WRITTEN TASK:
Reproduce all lines of the listing below in which the word "components" occurs.

DATA LINES:

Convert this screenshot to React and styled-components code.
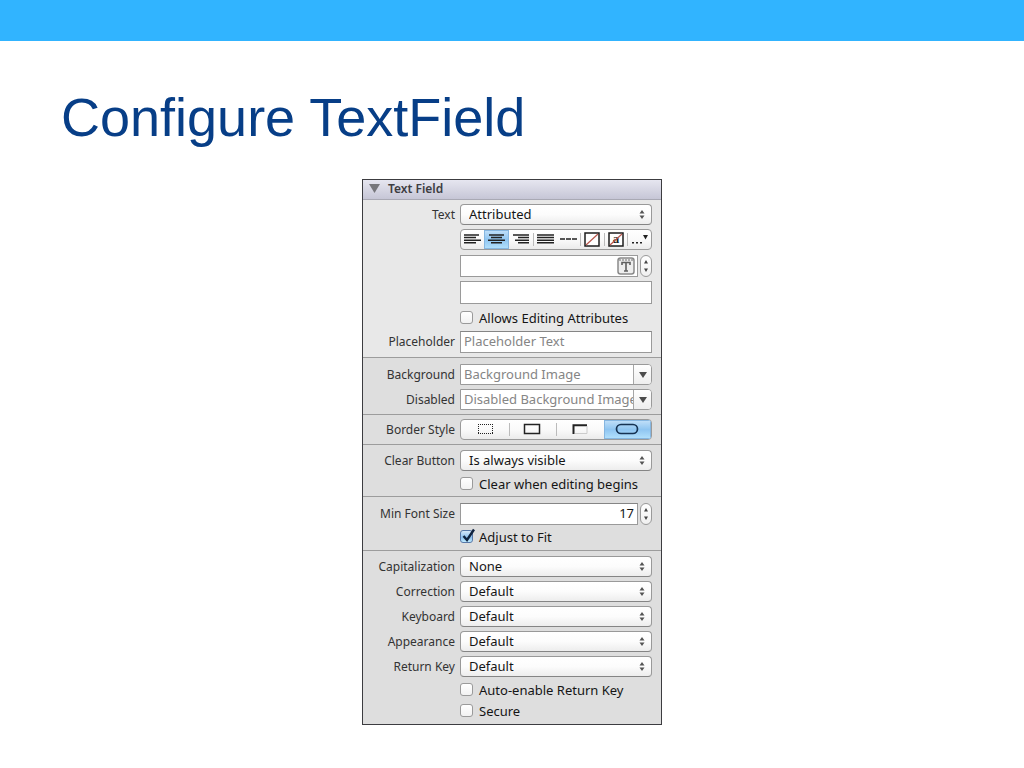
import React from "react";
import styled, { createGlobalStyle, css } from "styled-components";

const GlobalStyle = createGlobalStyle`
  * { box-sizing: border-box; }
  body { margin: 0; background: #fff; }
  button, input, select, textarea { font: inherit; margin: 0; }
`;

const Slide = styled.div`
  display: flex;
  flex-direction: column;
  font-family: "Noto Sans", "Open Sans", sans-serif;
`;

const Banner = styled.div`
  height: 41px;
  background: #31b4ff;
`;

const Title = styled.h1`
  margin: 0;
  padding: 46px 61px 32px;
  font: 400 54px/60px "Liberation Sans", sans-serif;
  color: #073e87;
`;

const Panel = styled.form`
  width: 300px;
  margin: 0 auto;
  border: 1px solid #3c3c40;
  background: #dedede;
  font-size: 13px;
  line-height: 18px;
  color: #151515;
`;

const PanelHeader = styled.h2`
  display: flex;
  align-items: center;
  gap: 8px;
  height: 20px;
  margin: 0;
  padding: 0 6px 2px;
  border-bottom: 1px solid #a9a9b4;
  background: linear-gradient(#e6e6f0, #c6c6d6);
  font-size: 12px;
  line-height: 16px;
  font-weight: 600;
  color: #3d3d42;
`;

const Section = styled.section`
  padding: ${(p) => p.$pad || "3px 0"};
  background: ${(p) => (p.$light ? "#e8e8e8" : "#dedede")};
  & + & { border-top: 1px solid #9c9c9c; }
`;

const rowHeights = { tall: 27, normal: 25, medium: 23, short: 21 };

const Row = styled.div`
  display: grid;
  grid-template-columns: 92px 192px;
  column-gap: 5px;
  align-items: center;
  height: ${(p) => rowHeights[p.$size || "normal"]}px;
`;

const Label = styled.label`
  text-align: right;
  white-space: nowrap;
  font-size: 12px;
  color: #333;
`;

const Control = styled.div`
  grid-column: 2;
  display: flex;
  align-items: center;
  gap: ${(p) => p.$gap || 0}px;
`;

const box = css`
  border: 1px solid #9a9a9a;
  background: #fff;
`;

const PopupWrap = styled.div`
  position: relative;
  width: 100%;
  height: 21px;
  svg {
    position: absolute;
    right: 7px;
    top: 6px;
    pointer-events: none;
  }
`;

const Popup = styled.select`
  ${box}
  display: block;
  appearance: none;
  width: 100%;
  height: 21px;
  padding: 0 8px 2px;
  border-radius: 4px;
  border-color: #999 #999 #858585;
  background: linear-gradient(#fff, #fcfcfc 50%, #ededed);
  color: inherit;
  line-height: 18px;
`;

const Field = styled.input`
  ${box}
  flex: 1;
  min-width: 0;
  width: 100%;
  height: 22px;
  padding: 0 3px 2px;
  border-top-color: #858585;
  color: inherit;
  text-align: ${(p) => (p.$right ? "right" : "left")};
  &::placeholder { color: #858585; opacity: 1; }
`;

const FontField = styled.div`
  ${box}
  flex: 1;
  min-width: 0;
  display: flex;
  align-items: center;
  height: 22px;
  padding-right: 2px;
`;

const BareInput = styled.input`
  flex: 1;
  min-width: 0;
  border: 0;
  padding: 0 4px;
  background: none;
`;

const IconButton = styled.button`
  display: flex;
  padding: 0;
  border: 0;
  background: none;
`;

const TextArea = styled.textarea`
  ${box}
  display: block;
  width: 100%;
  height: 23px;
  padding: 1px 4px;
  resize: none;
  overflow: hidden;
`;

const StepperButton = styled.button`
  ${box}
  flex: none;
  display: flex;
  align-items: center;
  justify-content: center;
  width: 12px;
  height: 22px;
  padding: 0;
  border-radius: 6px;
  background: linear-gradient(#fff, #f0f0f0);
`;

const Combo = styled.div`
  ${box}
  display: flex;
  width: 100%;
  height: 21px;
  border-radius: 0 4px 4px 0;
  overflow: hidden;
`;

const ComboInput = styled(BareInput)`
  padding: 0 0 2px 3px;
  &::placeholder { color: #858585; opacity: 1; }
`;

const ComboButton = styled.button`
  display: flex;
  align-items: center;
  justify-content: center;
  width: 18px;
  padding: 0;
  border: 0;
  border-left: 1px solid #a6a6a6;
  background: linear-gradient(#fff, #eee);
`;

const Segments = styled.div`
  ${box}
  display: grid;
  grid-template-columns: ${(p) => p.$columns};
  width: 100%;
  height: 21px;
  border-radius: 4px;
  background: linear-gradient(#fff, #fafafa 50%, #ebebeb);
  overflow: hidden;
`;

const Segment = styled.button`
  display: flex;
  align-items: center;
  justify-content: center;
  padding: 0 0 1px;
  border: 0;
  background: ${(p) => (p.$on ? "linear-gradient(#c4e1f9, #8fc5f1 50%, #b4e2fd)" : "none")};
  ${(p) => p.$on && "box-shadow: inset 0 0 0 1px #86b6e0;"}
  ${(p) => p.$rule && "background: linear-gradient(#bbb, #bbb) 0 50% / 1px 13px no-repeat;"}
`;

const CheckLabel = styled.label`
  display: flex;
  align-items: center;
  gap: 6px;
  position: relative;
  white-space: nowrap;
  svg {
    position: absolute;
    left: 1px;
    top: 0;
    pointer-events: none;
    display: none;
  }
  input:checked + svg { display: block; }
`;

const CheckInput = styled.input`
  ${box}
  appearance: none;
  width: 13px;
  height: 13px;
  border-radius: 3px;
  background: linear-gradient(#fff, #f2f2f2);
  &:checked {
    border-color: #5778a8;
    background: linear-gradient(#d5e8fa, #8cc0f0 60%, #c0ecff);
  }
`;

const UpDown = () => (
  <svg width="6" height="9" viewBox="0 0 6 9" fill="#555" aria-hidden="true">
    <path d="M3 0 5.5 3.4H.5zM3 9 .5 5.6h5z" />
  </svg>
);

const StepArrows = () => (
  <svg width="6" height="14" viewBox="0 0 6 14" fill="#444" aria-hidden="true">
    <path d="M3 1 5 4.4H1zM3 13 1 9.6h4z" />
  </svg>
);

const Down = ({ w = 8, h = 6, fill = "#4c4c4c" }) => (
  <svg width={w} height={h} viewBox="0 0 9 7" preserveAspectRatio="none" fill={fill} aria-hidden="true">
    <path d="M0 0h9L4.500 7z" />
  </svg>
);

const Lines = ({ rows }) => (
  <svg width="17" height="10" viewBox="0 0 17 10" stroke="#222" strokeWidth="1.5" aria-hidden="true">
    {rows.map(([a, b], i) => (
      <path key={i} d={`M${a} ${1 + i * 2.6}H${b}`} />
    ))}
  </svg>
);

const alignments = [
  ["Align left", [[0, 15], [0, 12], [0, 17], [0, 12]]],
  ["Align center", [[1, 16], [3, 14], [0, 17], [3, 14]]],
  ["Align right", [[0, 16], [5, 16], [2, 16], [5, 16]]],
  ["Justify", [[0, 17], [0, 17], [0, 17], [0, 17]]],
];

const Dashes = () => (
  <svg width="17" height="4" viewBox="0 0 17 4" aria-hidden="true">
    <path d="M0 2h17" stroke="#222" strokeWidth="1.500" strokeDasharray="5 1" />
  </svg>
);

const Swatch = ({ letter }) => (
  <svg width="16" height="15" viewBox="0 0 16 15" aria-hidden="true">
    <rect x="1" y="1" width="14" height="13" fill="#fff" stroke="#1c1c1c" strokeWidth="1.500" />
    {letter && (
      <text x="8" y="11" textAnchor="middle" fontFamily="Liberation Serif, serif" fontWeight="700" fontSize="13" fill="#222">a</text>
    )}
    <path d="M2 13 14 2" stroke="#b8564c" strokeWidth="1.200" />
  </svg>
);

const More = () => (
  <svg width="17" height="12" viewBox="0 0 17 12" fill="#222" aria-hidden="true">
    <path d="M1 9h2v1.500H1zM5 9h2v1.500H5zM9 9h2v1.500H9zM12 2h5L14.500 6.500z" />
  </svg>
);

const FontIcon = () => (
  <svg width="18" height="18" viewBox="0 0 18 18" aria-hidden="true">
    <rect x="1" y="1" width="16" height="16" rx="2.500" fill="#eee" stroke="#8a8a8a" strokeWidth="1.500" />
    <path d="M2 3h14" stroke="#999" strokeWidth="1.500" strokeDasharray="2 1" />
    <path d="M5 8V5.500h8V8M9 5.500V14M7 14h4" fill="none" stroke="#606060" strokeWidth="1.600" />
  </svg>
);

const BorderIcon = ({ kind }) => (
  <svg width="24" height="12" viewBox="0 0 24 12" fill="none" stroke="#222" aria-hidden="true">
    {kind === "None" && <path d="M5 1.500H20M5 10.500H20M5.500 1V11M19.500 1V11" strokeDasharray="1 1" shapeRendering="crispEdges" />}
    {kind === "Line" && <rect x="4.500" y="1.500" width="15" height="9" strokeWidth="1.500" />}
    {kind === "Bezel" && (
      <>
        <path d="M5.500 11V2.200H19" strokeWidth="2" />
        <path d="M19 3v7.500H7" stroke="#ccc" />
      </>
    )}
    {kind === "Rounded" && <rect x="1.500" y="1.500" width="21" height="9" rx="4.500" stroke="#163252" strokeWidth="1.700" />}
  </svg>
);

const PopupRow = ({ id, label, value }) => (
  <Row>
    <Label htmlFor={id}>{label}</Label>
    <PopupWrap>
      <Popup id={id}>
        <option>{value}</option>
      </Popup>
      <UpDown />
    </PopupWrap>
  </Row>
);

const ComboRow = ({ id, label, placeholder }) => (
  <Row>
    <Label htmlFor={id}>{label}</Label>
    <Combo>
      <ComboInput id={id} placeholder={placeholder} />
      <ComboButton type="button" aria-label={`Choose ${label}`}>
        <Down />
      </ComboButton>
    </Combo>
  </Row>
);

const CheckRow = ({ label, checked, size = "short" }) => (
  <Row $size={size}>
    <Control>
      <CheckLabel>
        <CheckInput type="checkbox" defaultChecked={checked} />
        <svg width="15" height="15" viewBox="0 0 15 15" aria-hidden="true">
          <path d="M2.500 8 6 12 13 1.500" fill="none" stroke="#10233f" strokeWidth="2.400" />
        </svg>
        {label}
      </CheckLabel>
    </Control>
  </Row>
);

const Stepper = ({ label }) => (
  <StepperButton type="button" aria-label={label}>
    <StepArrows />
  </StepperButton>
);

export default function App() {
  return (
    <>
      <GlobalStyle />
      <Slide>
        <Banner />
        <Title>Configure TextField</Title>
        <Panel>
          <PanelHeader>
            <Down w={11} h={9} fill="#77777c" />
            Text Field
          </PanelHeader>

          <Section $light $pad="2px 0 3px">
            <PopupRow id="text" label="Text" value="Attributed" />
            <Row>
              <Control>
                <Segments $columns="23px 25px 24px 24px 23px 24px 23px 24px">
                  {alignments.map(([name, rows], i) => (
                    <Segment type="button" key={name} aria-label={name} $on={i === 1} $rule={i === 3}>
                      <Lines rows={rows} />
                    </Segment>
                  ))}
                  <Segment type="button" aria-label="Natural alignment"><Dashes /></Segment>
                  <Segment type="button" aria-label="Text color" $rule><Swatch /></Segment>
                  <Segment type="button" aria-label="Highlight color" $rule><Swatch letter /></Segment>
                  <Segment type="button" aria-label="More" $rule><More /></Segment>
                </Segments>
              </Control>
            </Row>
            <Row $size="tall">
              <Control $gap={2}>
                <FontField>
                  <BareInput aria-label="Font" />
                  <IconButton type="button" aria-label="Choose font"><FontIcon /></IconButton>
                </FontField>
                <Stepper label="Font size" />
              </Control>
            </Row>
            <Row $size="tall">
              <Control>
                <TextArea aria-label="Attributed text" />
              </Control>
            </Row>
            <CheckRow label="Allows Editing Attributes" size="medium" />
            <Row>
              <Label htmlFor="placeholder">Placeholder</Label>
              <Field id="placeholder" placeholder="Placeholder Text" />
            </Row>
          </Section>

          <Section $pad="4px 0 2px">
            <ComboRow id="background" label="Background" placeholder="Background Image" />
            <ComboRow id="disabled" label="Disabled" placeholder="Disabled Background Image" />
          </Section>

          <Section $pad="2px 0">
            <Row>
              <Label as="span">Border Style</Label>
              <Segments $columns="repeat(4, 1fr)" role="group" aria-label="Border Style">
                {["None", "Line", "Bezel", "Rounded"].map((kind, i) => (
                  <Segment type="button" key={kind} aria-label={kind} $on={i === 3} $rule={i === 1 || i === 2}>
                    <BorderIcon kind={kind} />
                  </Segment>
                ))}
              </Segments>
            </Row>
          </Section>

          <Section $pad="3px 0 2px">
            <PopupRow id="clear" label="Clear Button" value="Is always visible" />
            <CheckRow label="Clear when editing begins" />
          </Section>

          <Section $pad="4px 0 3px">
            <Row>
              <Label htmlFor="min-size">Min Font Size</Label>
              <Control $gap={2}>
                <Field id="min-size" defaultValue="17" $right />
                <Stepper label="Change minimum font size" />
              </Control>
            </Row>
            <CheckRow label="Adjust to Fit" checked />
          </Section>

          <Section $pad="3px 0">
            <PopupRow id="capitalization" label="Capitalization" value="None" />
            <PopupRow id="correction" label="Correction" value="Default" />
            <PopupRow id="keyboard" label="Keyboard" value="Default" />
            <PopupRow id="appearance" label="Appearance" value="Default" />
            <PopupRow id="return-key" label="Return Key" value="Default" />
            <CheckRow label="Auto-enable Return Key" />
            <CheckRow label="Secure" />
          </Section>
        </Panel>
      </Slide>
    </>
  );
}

RESPONSE FOR THIS EXERCISE:
Convert this screenshot to React and styled-components code.
import styled, { createGlobalStyle, css } from "styled-components";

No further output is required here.